Compliance: While cloud providers offer various compliance certifications, organizations in highly regulated industries may face additional challenges in ensuring that their cloud data warehouse meets all applicable regulatory requirements.

Network issues: Cloud data warehouses rely on internet connectivity for data transfer and access. Poor network performance or outages can impact data ingestion and query performance. Organizations should consider implementing redundant network connections and optimizing their network architecture for cloud access.

Multicloud or single cloud: Organizations must decide whether to adopt a multicloud strategy or rely on a single cloud provider for their data warehousing needs. While a multicloud approach can provide greater flexibility and avoid vendor lock-in, it may also increase complexity and management overhead.

Conclusion

Cloud data warehouses represent a significant leap forward in data management and analytics capabilities. By offering unparalleled scalability, performance and cost-effectiveness, these solutions enable organizations of all sizes to harness the power of their data for competitive advantage. As businesses continue to generate and collect ever-increasing volumes of data, cloud data warehouses will play a crucial role in driving innovation, improving decision-making and unlocking new insights.

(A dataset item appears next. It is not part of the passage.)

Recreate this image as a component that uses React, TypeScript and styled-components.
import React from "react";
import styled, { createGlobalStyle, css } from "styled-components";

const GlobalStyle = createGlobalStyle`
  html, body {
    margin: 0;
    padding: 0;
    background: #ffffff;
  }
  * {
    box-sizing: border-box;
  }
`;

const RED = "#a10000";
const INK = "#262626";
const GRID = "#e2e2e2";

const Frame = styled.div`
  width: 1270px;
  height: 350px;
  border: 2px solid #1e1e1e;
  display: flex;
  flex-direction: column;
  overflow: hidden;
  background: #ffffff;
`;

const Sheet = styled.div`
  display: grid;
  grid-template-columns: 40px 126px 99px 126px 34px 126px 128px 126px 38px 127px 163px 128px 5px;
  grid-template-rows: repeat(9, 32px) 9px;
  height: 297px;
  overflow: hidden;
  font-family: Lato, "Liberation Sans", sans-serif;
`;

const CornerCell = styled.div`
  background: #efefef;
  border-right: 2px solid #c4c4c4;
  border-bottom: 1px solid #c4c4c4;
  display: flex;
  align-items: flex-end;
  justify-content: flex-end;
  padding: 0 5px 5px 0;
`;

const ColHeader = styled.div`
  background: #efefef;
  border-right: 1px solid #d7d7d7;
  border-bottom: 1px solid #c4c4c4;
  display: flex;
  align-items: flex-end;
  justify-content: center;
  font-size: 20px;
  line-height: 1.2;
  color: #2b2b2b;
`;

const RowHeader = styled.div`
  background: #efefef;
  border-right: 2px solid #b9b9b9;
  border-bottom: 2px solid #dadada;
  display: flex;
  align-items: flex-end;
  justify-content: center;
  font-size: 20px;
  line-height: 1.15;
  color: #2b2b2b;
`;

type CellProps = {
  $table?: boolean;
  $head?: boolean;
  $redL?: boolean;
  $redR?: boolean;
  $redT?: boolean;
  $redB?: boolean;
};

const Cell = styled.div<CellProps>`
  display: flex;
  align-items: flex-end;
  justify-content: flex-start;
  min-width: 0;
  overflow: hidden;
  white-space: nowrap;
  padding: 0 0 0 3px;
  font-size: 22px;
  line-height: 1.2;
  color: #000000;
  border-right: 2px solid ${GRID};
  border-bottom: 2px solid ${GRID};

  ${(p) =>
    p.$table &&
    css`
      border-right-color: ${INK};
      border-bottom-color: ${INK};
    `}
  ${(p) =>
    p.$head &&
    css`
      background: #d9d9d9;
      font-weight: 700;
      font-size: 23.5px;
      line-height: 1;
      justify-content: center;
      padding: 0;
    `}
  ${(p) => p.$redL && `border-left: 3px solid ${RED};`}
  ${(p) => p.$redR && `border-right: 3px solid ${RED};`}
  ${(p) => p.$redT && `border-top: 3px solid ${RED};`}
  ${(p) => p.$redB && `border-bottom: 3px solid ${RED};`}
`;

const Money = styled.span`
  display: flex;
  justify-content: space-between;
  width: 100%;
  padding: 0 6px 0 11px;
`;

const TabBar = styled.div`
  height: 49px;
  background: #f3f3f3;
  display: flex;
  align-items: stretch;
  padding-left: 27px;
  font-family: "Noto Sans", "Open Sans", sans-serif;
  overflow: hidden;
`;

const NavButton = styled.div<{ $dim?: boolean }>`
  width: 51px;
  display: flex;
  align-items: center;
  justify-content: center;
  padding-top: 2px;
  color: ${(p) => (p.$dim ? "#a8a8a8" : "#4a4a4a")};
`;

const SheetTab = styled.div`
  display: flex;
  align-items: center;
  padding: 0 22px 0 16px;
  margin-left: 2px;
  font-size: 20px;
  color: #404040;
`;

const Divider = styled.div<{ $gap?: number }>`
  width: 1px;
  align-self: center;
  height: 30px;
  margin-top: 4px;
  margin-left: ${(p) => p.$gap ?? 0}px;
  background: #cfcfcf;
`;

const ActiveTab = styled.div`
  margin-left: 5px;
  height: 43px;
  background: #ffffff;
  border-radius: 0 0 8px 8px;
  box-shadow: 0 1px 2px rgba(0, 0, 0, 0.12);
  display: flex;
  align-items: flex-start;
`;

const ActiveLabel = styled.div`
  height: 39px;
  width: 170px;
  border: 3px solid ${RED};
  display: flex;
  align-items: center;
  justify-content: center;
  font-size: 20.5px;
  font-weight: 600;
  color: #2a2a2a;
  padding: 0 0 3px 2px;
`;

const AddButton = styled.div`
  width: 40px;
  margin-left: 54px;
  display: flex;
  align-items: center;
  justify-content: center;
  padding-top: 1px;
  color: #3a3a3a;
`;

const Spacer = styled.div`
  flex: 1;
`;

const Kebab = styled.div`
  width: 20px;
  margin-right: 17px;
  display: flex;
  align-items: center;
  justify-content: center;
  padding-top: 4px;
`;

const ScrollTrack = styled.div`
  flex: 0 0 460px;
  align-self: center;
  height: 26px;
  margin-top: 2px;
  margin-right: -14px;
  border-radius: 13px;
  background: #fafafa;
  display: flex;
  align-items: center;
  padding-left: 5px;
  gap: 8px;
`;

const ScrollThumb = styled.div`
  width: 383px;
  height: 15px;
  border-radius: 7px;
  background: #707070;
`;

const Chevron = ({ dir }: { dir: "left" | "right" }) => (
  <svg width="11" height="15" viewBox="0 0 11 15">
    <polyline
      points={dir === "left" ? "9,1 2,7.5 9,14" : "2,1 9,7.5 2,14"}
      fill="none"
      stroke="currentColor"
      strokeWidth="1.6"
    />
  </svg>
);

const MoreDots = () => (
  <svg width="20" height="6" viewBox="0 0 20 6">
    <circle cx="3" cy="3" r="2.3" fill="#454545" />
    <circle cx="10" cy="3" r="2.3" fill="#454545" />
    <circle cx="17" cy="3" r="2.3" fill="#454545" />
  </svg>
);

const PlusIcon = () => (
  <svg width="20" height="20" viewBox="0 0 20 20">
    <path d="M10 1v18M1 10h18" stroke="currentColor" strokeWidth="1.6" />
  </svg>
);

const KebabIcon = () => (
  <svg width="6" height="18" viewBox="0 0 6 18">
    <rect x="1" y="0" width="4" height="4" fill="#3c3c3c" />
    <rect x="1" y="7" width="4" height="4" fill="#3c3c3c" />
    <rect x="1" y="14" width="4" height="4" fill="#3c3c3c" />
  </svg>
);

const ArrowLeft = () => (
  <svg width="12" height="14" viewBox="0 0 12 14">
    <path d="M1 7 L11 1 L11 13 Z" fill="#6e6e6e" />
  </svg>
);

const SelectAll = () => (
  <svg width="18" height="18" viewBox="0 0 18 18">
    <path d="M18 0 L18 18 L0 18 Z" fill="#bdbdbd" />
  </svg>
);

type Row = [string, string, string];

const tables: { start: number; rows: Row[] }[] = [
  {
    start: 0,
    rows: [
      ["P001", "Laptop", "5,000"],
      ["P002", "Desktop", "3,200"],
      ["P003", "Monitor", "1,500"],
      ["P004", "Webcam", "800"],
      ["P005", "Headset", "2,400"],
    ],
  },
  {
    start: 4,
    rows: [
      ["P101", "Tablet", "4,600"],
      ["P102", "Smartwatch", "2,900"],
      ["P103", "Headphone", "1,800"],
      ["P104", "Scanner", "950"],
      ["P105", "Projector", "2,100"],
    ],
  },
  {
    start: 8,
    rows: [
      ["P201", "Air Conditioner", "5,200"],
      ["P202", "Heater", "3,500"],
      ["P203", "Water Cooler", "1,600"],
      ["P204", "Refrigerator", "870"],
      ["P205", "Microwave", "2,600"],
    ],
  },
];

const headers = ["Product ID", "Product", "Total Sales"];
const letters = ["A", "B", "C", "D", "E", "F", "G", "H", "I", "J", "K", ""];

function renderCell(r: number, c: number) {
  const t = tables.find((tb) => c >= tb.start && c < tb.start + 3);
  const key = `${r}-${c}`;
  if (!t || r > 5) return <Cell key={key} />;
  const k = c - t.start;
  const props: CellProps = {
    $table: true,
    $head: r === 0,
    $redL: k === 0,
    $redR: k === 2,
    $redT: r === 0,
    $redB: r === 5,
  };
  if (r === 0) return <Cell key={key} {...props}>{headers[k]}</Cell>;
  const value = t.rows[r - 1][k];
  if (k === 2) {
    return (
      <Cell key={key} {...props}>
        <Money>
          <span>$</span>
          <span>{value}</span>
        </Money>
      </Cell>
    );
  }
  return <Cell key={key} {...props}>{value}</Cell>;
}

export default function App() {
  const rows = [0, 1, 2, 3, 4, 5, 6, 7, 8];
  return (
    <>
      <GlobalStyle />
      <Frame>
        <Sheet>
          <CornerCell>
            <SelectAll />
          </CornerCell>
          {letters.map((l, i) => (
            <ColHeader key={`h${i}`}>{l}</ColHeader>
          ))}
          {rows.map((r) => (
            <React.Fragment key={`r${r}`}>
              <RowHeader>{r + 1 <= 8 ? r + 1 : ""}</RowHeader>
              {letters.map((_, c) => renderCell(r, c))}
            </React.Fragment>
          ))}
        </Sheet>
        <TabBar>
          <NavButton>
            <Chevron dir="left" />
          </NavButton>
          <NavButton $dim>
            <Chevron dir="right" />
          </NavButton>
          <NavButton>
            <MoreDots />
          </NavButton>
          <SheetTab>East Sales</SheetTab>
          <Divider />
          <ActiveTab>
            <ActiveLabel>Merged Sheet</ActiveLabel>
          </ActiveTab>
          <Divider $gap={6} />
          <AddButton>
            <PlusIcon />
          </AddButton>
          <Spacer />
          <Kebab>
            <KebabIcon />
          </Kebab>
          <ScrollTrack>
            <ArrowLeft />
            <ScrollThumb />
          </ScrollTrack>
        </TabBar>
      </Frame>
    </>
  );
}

While challenges exist in implementing and managing cloud data warehouses, the benefits far outweigh the drawbacks for most organizations. As technology continues to evolve and mature, we can expect to see even more advanced features and capabilities that will further transform the way businesses store, process and analyze their data.

For organizations considering a move to the cloud, it’s essential to carefully evaluate different cloud data warehouse solutions, assess their specific requirements and develop a comprehensive migration strategy. By doing so, businesses can position themselves to take full advantage of the power and flexibility offered by cloud data warehouses, setting the stage for data-driven success in the years ahead.